Сашка медленно потянул халат с её плеч.
Ткань соскользнула вниз, обнажив плечи, ключицы, верх груди.
Ангелина вздрогнула от прикосновения прохладного воздуха.
Или от их взглядов?
– Блядь… – выдохнул Алекс, не в силах оторвать глаз.
Сашка не мог пошевелиться. Его руки дрожали, но не от страха – от желания.
Он хотел прикоснуться.
Обхватить.
Почувствовать.
Ангелина видела их голодные взгляды и чувствовала, как внутри всё сжимается от стыда…
И от предвкушения.
– Сними лифчик, – приказал Алекс, но голос его дрожал.
Сашка потянулся к застёжке.
Ангелина закрыла глаза.
Щелчок.
И последняя преграда пала.
Она стояла перед ними с голой грудью, чувствуя, как её тело горит под их взглядами.
Стыд.
Страх.
И невероятное, запретное возбуждение.
– Боже… – прошептал Сашка.
Алекс шагнул вперёд.
И всё, что было дальше, уже не имело значения.

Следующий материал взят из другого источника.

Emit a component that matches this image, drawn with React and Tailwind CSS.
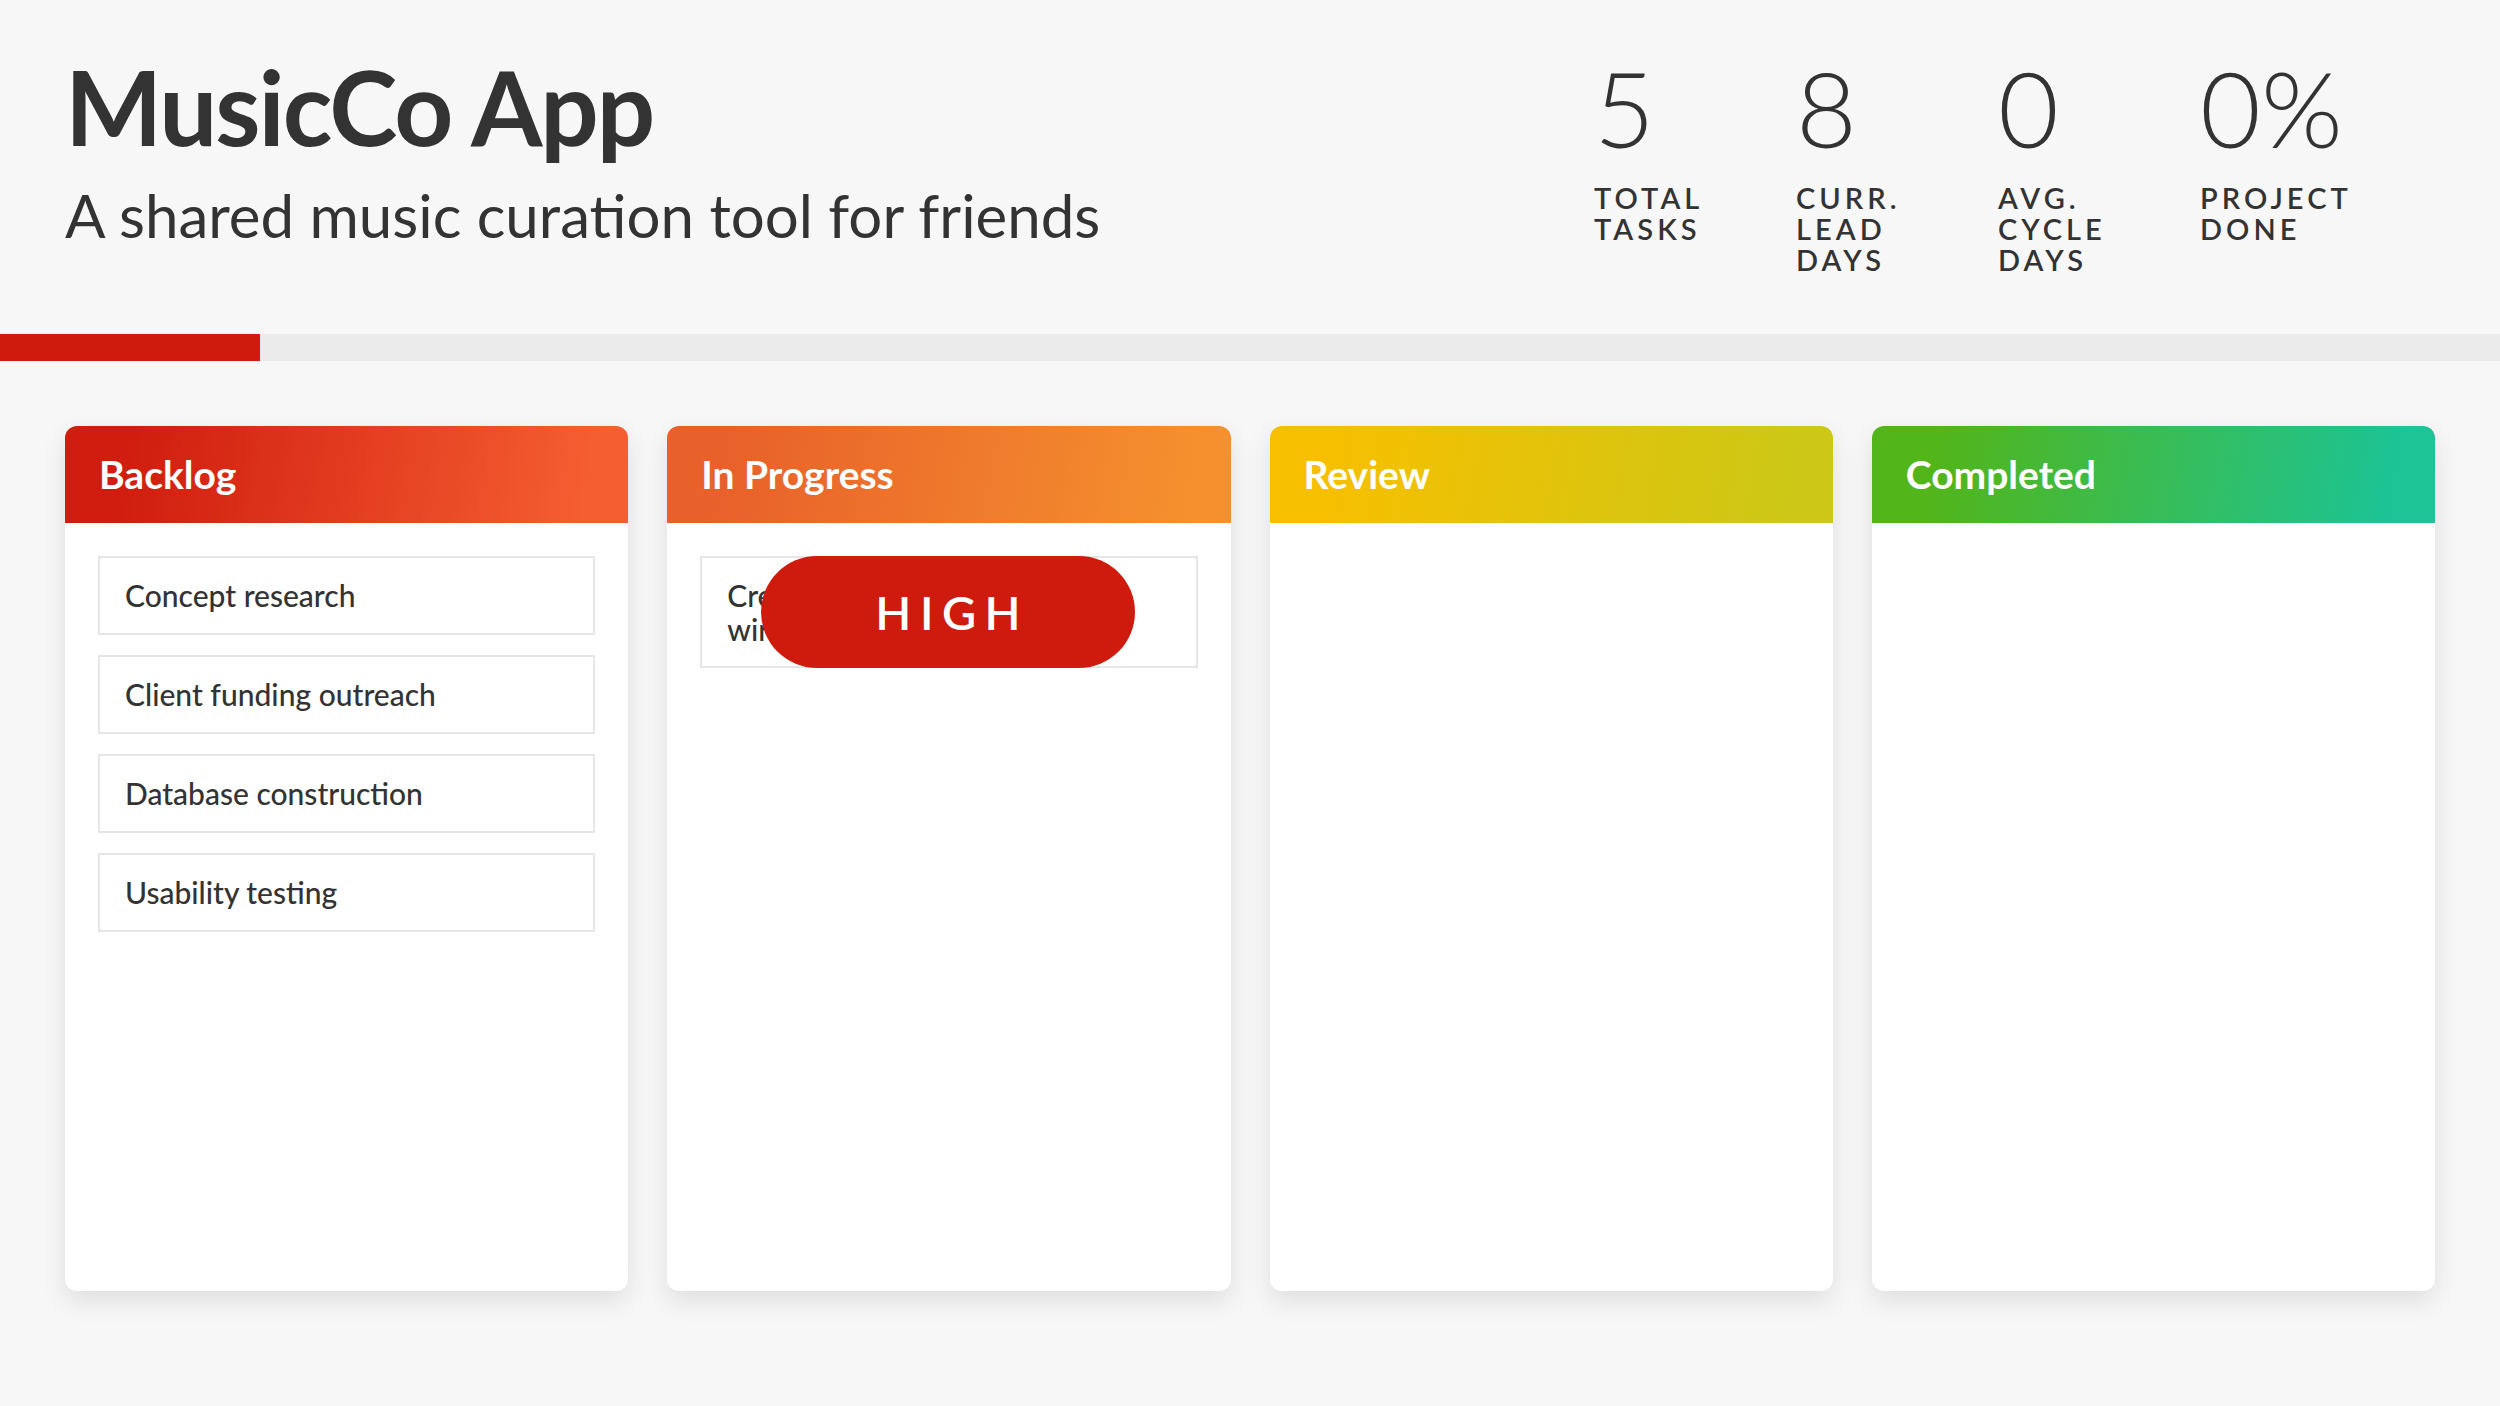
import React from "react";

const stats = [
  { value: "5", label: ["TOTAL", "TASKS"] },
  { value: "8", label: ["CURR.", "LEAD", "DAYS"] },
  { value: "0", label: ["AVG.", "CYCLE", "DAYS"] },
  { value: "0%", label: ["PROJECT", "DONE"] },
];

function TaskCard({ children }) {
  return (
    <div className="border-2 border-[#e6e6e6] bg-white py-[20px] pl-[25px] pr-[20px] text-[30px] leading-[35px] font-medium text-[#333]">
      {children}
    </div>
  );
}

function Column({ title, headerClass, children }) {
  return (
    <section className="flex h-[865px] flex-1 flex-col overflow-hidden rounded-[12px] bg-white shadow-[0_10px_26px_rgba(0,0,0,0.10)]">
      <div className={`flex h-[97px] shrink-0 items-center px-[34px] ${headerClass}`}>
        <h2 className="text-[39px] font-bold leading-none text-white">{title}</h2>
      </div>
      <div className="flex flex-col gap-[20px] p-[33px]">{children}</div>
    </section>
  );
}

export default function App() {
  return (
    <div className="min-h-screen w-full bg-[#f7f7f7] font-['Lato',sans-serif] text-[#333]">
      <header className="flex h-[334px] justify-between pl-[65px] pr-[98px] pt-[55px]">
        <div>
          <h1 className="text-[103px] font-bold leading-none tracking-[-0.02em] text-[#333]">
            MusicCo App
          </h1>
          <p className="mt-[27px] text-[60px] font-normal leading-none text-[#333]">
            A shared music curation tool for friends
          </p>
        </div>
        <div className="flex">
          {stats.map((s) => (
            <div key={s.label.join()} className="w-[202px]">
              <div className="text-[105px] font-light leading-none text-[#333]">{s.value}</div>
              <div className="mt-[22px] text-[29px] font-semibold leading-[31px] tracking-[0.14em] text-[#333]">
                {s.label.map((l) => (
                  <div key={l}>{l}</div>
                ))}
              </div>
            </div>
          ))}
        </div>
      </header>

      <div className="h-[27px] w-full bg-[#ebebeb]">
        <div className="h-full w-[260px] bg-[#cf1b0e]" />
      </div>

      <main className="flex gap-[39px] px-[65px] pt-[65px]">
        <Column
          title="Backlog"
          headerClass="bg-[linear-gradient(100deg,#d01d0f_12%,#f55e31_92%)]"
        >
          <TaskCard>Concept research</TaskCard>
          <TaskCard>Client funding outreach</TaskCard>
          <TaskCard>Database construction</TaskCard>
          <TaskCard>Usability testing</TaskCard>
        </Column>
        <Column
          title="In Progress"
          headerClass="bg-[linear-gradient(100deg,#e8602a_10%,#f5902e_92%)]"
        >
          <div className="relative">
            <div className="border-2 border-[#e6e6e6] bg-white py-[20px] pl-[25px] pr-[20px] text-[30px] leading-[34px] font-medium text-[#333]">
              Create mockups and
              <br />
              wireframes
            </div>
            <div className="absolute left-[61px] top-0 flex h-full w-[374px] items-center justify-center rounded-full bg-[#cf1b0e] pl-[8px] text-[47px] font-semibold leading-none tracking-[0.18em] text-white">
              HIGH
            </div>
          </div>
        </Column>
        <Column
          title="Review"
          headerClass="bg-[linear-gradient(100deg,#f6bf00_12%,#cdc817_92%)]"
        />
        <Column
          title="Completed"
          headerClass="bg-[linear-gradient(100deg,#52b51a_12%,#1cc496_92%)]"
        />
      </main>
    </div>
  );
}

Потому что Ангелина хотела этого.
И это было самое страшное.
Сашка дрожащими пальцами расстегнул сразу несколько пуговиц, и снова замер, словно пораженный молнией. Тяжелая грудь в белоснежном кружевном бюстгальтере гипнотизировала его, как удав гипнотизирует кролика перед смертельным броском. Вены на его висках пульсировали в такт бешеному стуку сердца. Он чувствовал, как слюна во рту становится густой, а язык будто прилипает к нёбу. Очень захотелось упасть лицом в эту божественную ложбинку, зарыться носом в нежную кожу, ощутить её дрожь под своими губами.
Его член вздрогнул, будто получив электрический разряд. Сашка даже не заметил, как у него снова встал – на этот раз такой твёрдый, что казалось, он сейчас прорвёт ткань брюк.
Ангелина стояла, опустив голову. Её лицо пылало таким ярким румянцем, что казалось – если прикоснуться, можно обжечься.
"От стыда", – подумал Сашка, но это была лишь слабая попытка оправдать происходящеё.
На самом деле его уже ничего не могло остановить.
Ни крики.
Ни угрозы.
Даже если бы в дверь вломились все врачи из соседнего отделения, он бы продолжил. Он должен был увидеть её голой. Пусть весь мир подождёт. Пусть рухнут стены.
О её чувствах он не думал. Не мог.
Возбуждение сожгло все мысли, оставив только животную, всепоглощающую жажду.
Ангелине действительно было невыносимо стыдно.
Но самое ужасное – её это жутко возбуждало.
Каждое прикосновение Сашки к пуговицам халата заставляло её кожу покрываться мурашками. Каждый его взгляд, скользящий по её телу, будто оставлял невидимые следы, по которым потом бежал горячий стыд.